Yükselen döviz kuru ve enflasyonla birlikte gelen zamlar gündeme oturmaya devam ediyor. Bu haftanın zamları tuvalet kağıdına, süte ve envai çeşit gıdaya damga vurdu. Merkez Bankası yıl sonu enflasyon ve kur tahminlerini arttırdı. AKP’nin dolar kuru sınırı şimdilik 14 lira gibi görünüyor, kur 14 liraya yaklaştıkça Merkez Bankası döviz satarak müdahale ediyor. Bugün üçüncüsü gerçekleştirilen müdahalelerin kaç kere daha yapılabileceği ya da ne kadar etkili olabileceği belirsiz. ABD’de açıklanan yüksek enflasyon (yüzde 6,8) dışarıdaki durumda yakın zamanda bir değişiklik, yani döviz akışında bir artış olmayacağını anlatıyor.
Ekonomide gidişat böyle iken siyasi iktidarın tek yaptığı açıklama ise bekleyip sabretmek gerektiği. Asgari ücret zammını artık hiçbiri ağzına almıyor. Erdoğan ise ayetlerden örnekler vererek ekonomik gidişatın aslında önemli olmadığını, önemli olanın şükretmek olduğunu anlatıyor. Arada da ekonomiden şikayet etmenin pek de ‘yerli ve milli’ bir faaliyet olmadığını söylüyor. AKP’nin pompaladığı bu tür söylemler sokak röportajlarında da duyuluyor ancak küçük bir kesim dışındakilere hitap edemiyor, hatta çoğu zaman geniş kesimleri aşağılamaya varıyor.

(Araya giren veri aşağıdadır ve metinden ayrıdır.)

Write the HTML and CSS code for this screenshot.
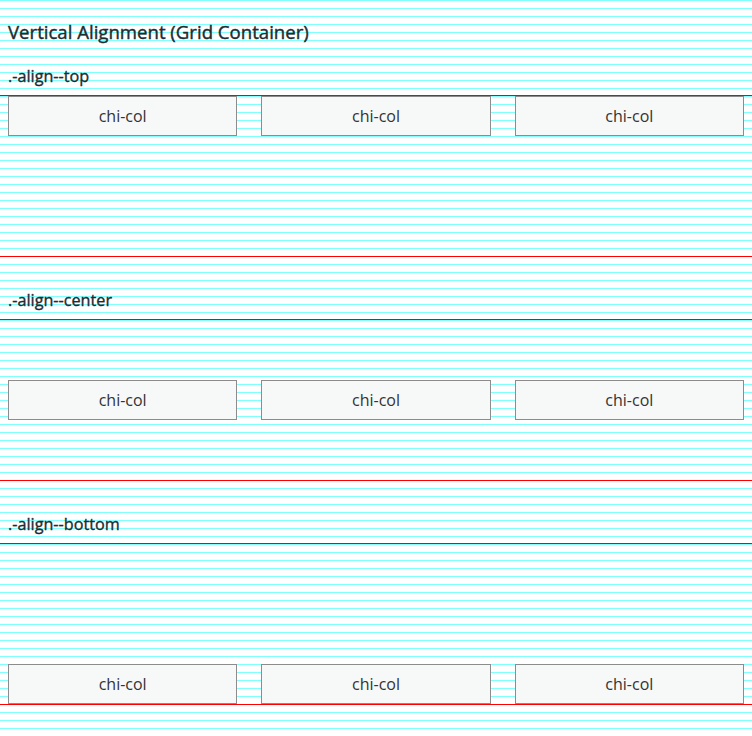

Siyasi iktidar yeni ekonomi politikasıyla bir çıkış ihtimalinin olduğunu söylüyor ancak ufukta böyle bir iyileşme ihtimali görülmüyor. 6 aylık süre iddia edilen kalıcı değişiklikler için kısa, güncel ekonomik durumu sürdürmek için ise çok uzun. İktidarın üzerinde yürüdüğü ekonomi ipi gittikçe inceliyor.